• _Your instructions_
Scan the data below. Pull out each line where "this" occurs.

• _Collected material_
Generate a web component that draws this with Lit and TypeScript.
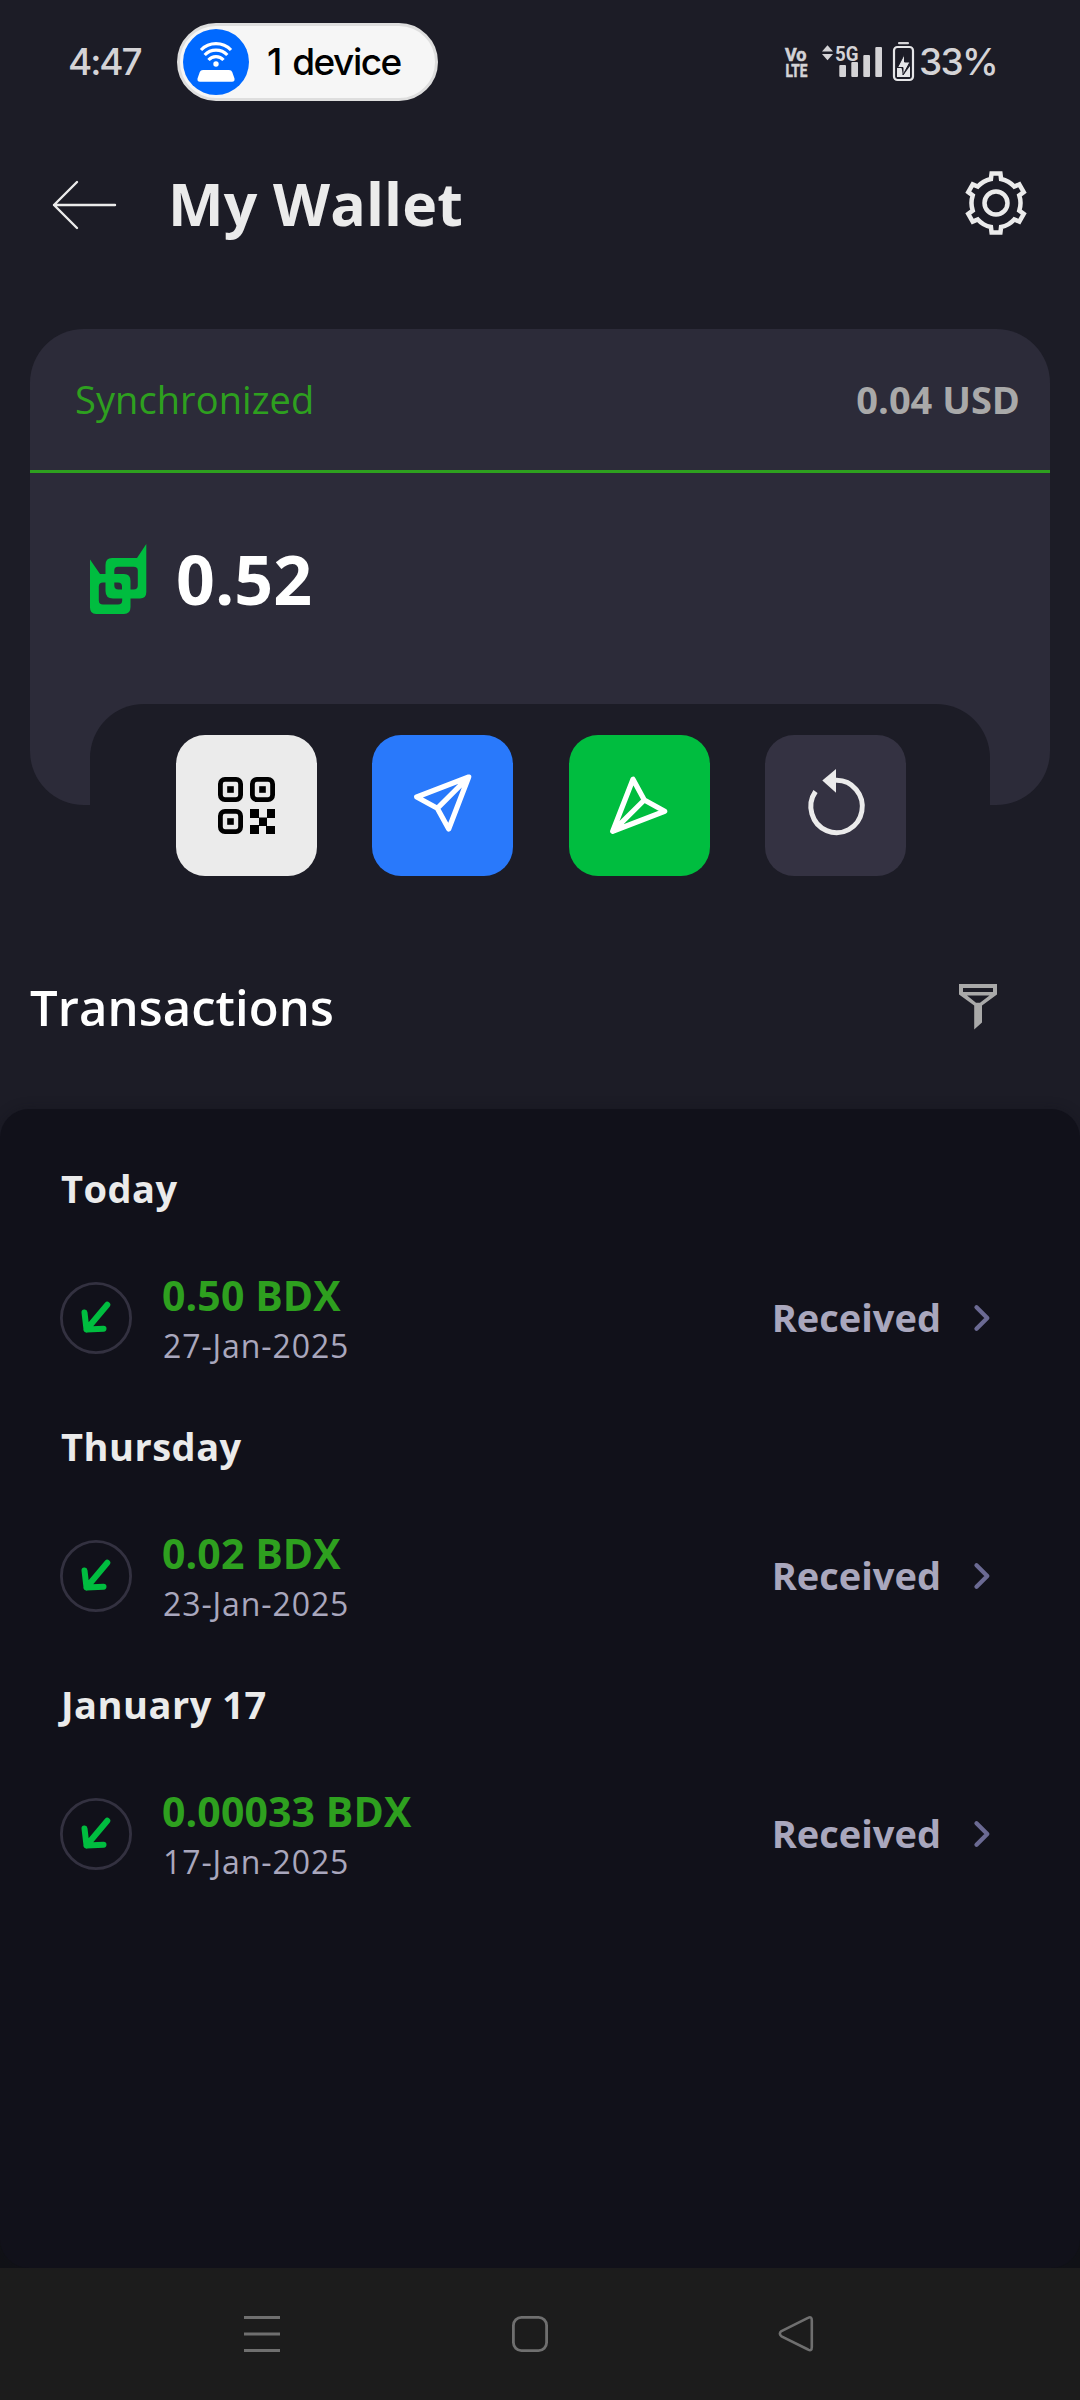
import { LitElement, html, css, svg } from "lit";
import { customElement, property } from "lit/decorators.js";

interface Transaction {
  day: string;
  amount: string;
  date: string;
  status: string;
}

const TRANSACTIONS: Transaction[] = [
  { day: "Today", amount: "0.50 BDX", date: "27-Jan-2025", status: "Received" },
  { day: "Thursday", amount: "0.02 BDX", date: "23-Jan-2025", status: "Received" },
  { day: "January 17", amount: "0.00033 BDX", date: "17-Jan-2025", status: "Received" },
];

/* Outline of the settings cog: six trapezoid teeth joined by arcs. */
function gearPath(cx: number, cy: number, rBody: number, rTip: number): string {
  const pt = (r: number, deg: number) => {
    const a = ((deg - 90) * Math.PI) / 180;
    return (cx + r * Math.cos(a)).toFixed(2) + " " + (cy + r * Math.sin(a)).toFixed(2);
  };
  let d = "";
  for (let i = 0; i < 6; i++) {
    const c = i * 60;
    d += (i === 0 ? "M" : "A" + rBody + " " + rBody + " 0 0 1 ") + pt(rBody, c - 12);
    d += "L" + pt(rTip, c - 8.5) + "L" + pt(rTip, c + 8.5) + "L" + pt(rBody, c + 12);
  }
  return d + "A" + rBody + " " + rBody + " 0 0 1 " + pt(rBody, -12) + "Z";
}

@customElement("status-bar")
export class StatusBar extends LitElement {
  static styles = css`
    :host { display: flex; height: 124px; box-sizing: border-box; padding: 23px 82px 0 68px; align-items: flex-start; font-family: Inter, "Liberation Sans", sans-serif; }
    .clock, .percent { font-size: 37px; font-weight: 500; line-height: 78px; color: #d4d3d6; white-space: nowrap; }
    .clock { width: 109px; letter-spacing: -2.1px; }
    .pill { display: flex; align-items: center; box-sizing: border-box; width: 261px; height: 78px; padding: 0 0 0 3px; border: 3px solid #dedede; border-radius: 39px; background: #f6f6f6; color: #000; font-size: 37px; font-weight: 500; line-height: 72px; letter-spacing: -1.5px; word-spacing: 3px; white-space: nowrap; }
    .badge { display: block; flex: none; margin-right: 18px; }
    .right { display: flex; margin-left: auto; height: 78px; }
    .icons { display: block; }
    .percent { width: 79px; letter-spacing: -1.7px; margin-left: 1px; }
    .small { font-family: Roboto, "Liberation Sans", sans-serif; font-weight: 700; fill: #d4d3d6; }
  `;
  render() {
    return html`
      <span class="clock">4:47</span>
      <div class="pill">
        <svg class="badge" width="66" height="66" viewBox="0 0 66 66">
          <circle cx="33" cy="33" r="33" fill="#0069ff" />
          <g fill="none" stroke="#fff" stroke-width="3.2">
            <path d="M18 21A21 21 0 0 1 48 21" />
            <path d="M21.700 26A15.500 15.500 0 0 1 44.300 26" />
            <path d="M25.500 31A10 10 0 0 1 40.500 31" />
          </g>
          <circle cx="33" cy="35" r="2.700" fill="#fff" />
          <path d="M20 41H46Q48.500 41 49.200 43L51.500 49.500Q52 52.800 49 52.800H17Q14 52.800 14.500 49.500L16.800 43Q17.500 41 20 41Z" fill="#fff" />
        </svg>
        <span>1 device</span>
      </div>
      <div class="right">
        <svg class="icons" width="138" height="78" viewBox="780 23 138 78">
          <text class="small" font-size="19" stroke="#d4d3d6" stroke-width="0.600"><tspan x="785" y="60.500" textLength="21.500" lengthAdjust="spacingAndGlyphs">Vo</tspan><tspan x="785.500" y="76.700" textLength="22" lengthAdjust="spacingAndGlyphs">LTE</tspan></text>
          <text class="small" x="835" y="60.500" font-size="21" textLength="23.500" lengthAdjust="spacingAndGlyphs">5G</text>
          <g fill="#d4d3d6">
            <path d="M827.500 45.200L833 51.500H822Z" />
            <path d="M827.500 60.200L833 54H822Z" />
            <rect x="839.300" y="65" width="6.700" height="12" rx="1" />
            <rect x="851.300" y="62" width="6.700" height="15" rx="1" />
            <rect x="863.300" y="55" width="6.700" height="22" rx="1" />
            <rect x="875.300" y="47" width="6.700" height="30" rx="1" />
            <rect x="898" y="42" width="11" height="2.200" rx="1" />
          </g>
          <rect x="894" y="47" width="19" height="33" rx="3.500" fill="none" stroke="#e6e6e8" stroke-width="2.200" />
          <path d="M897 68H901.500L903.500 75L910 66V77H897Z" fill="#e6e6e8" />
          <path d="M904.500 54V62H910L903 75V67.500H897.500Z" fill="#e6e6e8" stroke="#1c1c26" stroke-width="1" />
        </svg>
        <span class="percent">33%</span>
      </div>
    `;
  }
}

@customElement("wallet-card")
export class WalletCard extends LitElement {
  static styles = css`
    :host { display: block; margin: 0 30px; height: 547px; }
    .card { height: 476px; border-radius: 54px; background: #2c2b39; display: flex; flex-direction: column; }
    .sync { display: flex; justify-content: space-between; align-items: center; height: 139px; padding: 0 30px 2px 45px; border-bottom: 3px solid #2ea01f; font-size: 38px; line-height: 52px; }
    .state { color: #2ea01f; letter-spacing: 0.080px; }
    .fiat { color: #a9a9a9; font-weight: 700; }
    .balance { display: flex; align-items: center; padding: 68px 0 0 60px; height: 76px; gap: 29px; color: #fff; font-size: 68px; font-weight: 700; line-height: 76px; }
    .logo { display: block; }
    .notch { margin: auto 60px 0; height: 101px; border-radius: 54px 54px 0 0; background: #1c1c26; }
    .actions { display: flex; justify-content: space-between; padding: 0 144px 0 146px; margin-top: -70px; }
    .action { display: block; width: 141px; height: 141px; border-radius: 29px; }
    .scan { background: #ebebeb; }
    .send { background: #2979fb; }
    .receive { background: #00bd3f; }
    .rescan { background: #343242; }
  `;
  render() {
    const finder = (x: number, y: number) => svg`
      <rect x=${x + 2.4} y=${y + 2.4} width="20.200" height="20.200" rx="4.500" fill="none" stroke="#000" stroke-width="4.800" />
      <rect x=${x + 9.2} y=${y + 9.2} width="6.600" height="6.600" />`;
    const plane = "M96.700 42L44.700 62L65.300 73.300L76.700 94Z M96.700 42L65.300 73.300";
    return html`
      <div class="card">
        <div class="sync"><span class="state">Synchronized</span><span class="fiat">0.04 USD</span></div>
        <div class="balance">
          <svg class="logo" width="57" height="71" viewBox="0 0 57 71">
            <path fill="#00bd3f" fill-rule="evenodd" d="M0 15.500L10 30H15.500V21Q15.500 14 22 14H47L56.300 0V48Q56.300 54.500 50 54.500H40.500V63Q40.500 70 34 70H6Q0 70 0 63.500ZM13 38.500Q8.800 38.500 8.800 42.500V56.500Q8.800 60.500 13 60.500H28Q32.200 60.500 32.200 56.500V54.500H23Q15.500 54.500 15.500 47V38.500ZM24.300 30V26.500Q24.300 22.800 28 22.800H43.500Q47.800 22.800 47.800 26.500V41.500Q47.800 45.500 43.500 45.500H40.500V37Q40.500 30 34 30ZM24.300 38.500H28Q32 38.500 32 42.500V45.500H28.500Q24.300 45.500 24.300 41.500Z" />
          </svg>
          <span>0.52</span>
        </div>
        <div class="notch"></div>
      </div>
      <div class="actions">
        <svg class="action scan" viewBox="0 0 141 141">
          <g transform="translate(42 42)">
            ${finder(0, 0)}${finder(32, 0)}${finder(0, 32)}
            <path d="M32 32h9v8.500h8V32h8v9h-8v8h8v8h-9v-8h-7v8h-9v-9h9v-7h-9z" />
          </g>
        </svg>
        <svg class="action send" viewBox="0 0 141 141">
          <path d=${plane} fill="none" stroke="#fff" stroke-width="5.200" stroke-linejoin="round" />
        </svg>
        <svg class="action receive" viewBox="0 0 141 141">
          <path d="M64 44.300L43.700 96.300L95.700 76.300L75.300 65Z M43.700 96.300L75.300 65" fill="none" stroke="#fff" stroke-width="5.200" stroke-linejoin="round" />
        </svg>
        <svg class="action rescan" viewBox="0 0 141 141">
          <path d="M71 45.300A25.700 26.200 0 1 1 50.500 56.500" fill="none" stroke="#ebebeb" stroke-width="5" />
          <path d="M71 34V57.700L57.300 45.500Z" fill="#ebebeb" />
        </svg>
      </div>
    `;
  }
}

@customElement("transaction-row")
export class TransactionRow extends LitElement {
  @property({ attribute: false }) item!: Transaction;
  static styles = css`
    :host { display: block; height: 258px; }
    .day { height: 52px; padding: 0 61px; font-size: 38px; font-weight: 700; line-height: 52px; color: #ebebeb; letter-spacing: 0.500px; }
    .row { display: flex; align-items: center; padding: 52px 88px 0 60px; }
    .arrow { display: block; flex: none; margin-right: 30px; }
    .info { display: flex; flex-direction: column; padding-top: 4px; }
    .amount { font-size: 41px; font-weight: 700; line-height: 50px; color: #2ea01f; letter-spacing: 0.100px; }
    .date { height: 50px; font-size: 32px; line-height: 52px; color: #a9a7bd; letter-spacing: 0.900px; padding-left: 1px; }
    .status { margin-left: auto; padding-bottom: 2px; font-size: 38px; font-weight: 700; line-height: 52px; color: #a9a7bd; }
    .chevron { display: block; margin-left: 31px; }
  `;
  render() {
    return html`
      <div class="day">${this.item.day}</div>
      <div class="row">
        <svg class="arrow" width="72" height="72" viewBox="0 0 72 72">
          <circle cx="36" cy="36" r="34.600" fill="none" stroke="#333140" stroke-width="2.800" />
          <path d="M47.300 22.700L26.500 47.500M24.500 30.500L26.500 47.500L43.500 46.700" fill="none" stroke="#00bd3f" stroke-width="6" stroke-linecap="round" stroke-linejoin="round" />
        </svg>
        <div class="info">
          <span class="amount">${this.item.amount}</span>
          <span class="date">${this.item.date}</span>
        </div>
        <span class="status">${this.item.status}</span>
        <svg class="chevron" width="20" height="30" viewBox="0 0 20 30">
          <path d="M4.500 4.200L15.300 15L4.500 25.800" fill="none" stroke="#6b6a93" stroke-width="4.300" stroke-linecap="round" stroke-linejoin="round" />
        </svg>
      </div>
    `;
  }
}

@customElement("nav-bar")
export class NavBar extends LitElement {
  static styles = css`
    :host { display: flex; justify-content: space-between; align-items: center; box-sizing: border-box; height: 132px; padding: 0 264px 0 242px; background: #1c1c1c; }
    .nav { display: block; }
  `;
  render() {
    return html`
      <svg class="nav" width="40" height="40" viewBox="0 0 40 40"><path d="M2 3.500H38M2 20H38M2 36.500H38" stroke="#6f6f6f" stroke-width="3.200" /></svg>
      <svg class="nav" width="40" height="40" viewBox="0 0 40 40"><rect x="4.400" y="3.400" width="33.200" height="33.200" rx="8" fill="none" stroke="#6f6f6f" stroke-width="2.800" /></svg>
      <svg class="nav" width="40" height="40" viewBox="0 0 40 40"><path d="M32 3.900Q35.800 1.800 35.800 6.500V33Q35.800 37.800 32 35.500L5.500 22.300Q2.200 19.700 5.500 17.100Z" fill="none" stroke="#6f6f6f" stroke-width="2.600" stroke-linejoin="round" /></svg>
    `;
  }
}

@customElement("app-root")
export class AppRoot extends LitElement {
  static styles = css`
    :host { display: flex; flex-direction: column; width: 1080px; height: 2400px; overflow: hidden; background: #1c1c26; font-family: "Open Sans", "Noto Sans", sans-serif; }
    .header { display: flex; align-items: center; height: 160px; padding: 0 52px 0 50px; margin-bottom: 45px; }
    .title { margin: 0 auto 2px 48px; font-size: 59px; font-weight: 700; line-height: 80px; color: #ebebeb; letter-spacing: 0.150px; }
    .icon { display: block; }
    .heading { display: flex; justify-content: space-between; align-items: center; height: 66px; margin: 98px 80px 69px 30px; }
    .subtitle { margin: 0; font-size: 49px; font-weight: 600; line-height: 66px; color: #fff; letter-spacing: 0.080px; }
    .sheet { flex: 1; display: flex; background: linear-gradient(#1c1c26 50%, #111217 50%); }
    .panel { flex: 1; box-sizing: border-box; padding-top: 53px; border-radius: 29px; background: #11111a; box-shadow: 0 0 12px rgba(17, 17, 26, 0.350); }
  `;
  render() {
    return html`
      <status-bar></status-bar>
      <div class="header">
        <svg class="icon" width="70" height="60" viewBox="0 0 70 60">
          <path d="M65 31H4M27 8L4 31L27 54" fill="none" stroke="#ebebeb" stroke-width="2.400" stroke-linecap="round" stroke-linejoin="round" />
        </svg>
        <h1 class="title">My Wallet</h1>
        <svg class="icon" width="64" height="68" viewBox="0 0 64 68">
          <path d=${gearPath(32, 33, 24.5, 29.8)} fill="none" stroke="#ebebeb" stroke-width="4.500" />
          <circle cx="32" cy="33" r="11.500" fill="none" stroke="#ebebeb" stroke-width="4.500" />
        </svg>
      </div>
      <wallet-card></wallet-card>
      <div class="heading">
        <h2 class="subtitle">Transactions</h2>
        <svg class="icon" width="44" height="50" viewBox="956 982 44 50">
          <path fill="#a9a9a9" fill-rule="evenodd" d="M959 984H997V994.500L982 1005.500V1022.500L974.200 1029.500V1005.500L959 994.500ZM963 988V992H993V988ZM967 995.500L976 1002.700H980L989.500 995.500Z" />
        </svg>
      </div>
      <div class="sheet">
        <div class="panel">
          ${TRANSACTIONS.map((t) => html`<transaction-row .item=${t}></transaction-row>`)}
        </div>
      </div>
      <nav-bar></nav-bar>
    `;
  }
}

• _Completed task_
Generate a web component that draws this with Lit and TypeScript.
      <div class="day">${this.item.day}</div>
          <span class="amount">${this.item.amount}</span>
          <span class="date">${this.item.date}</span>
        <span class="status">${this.item.status}</span>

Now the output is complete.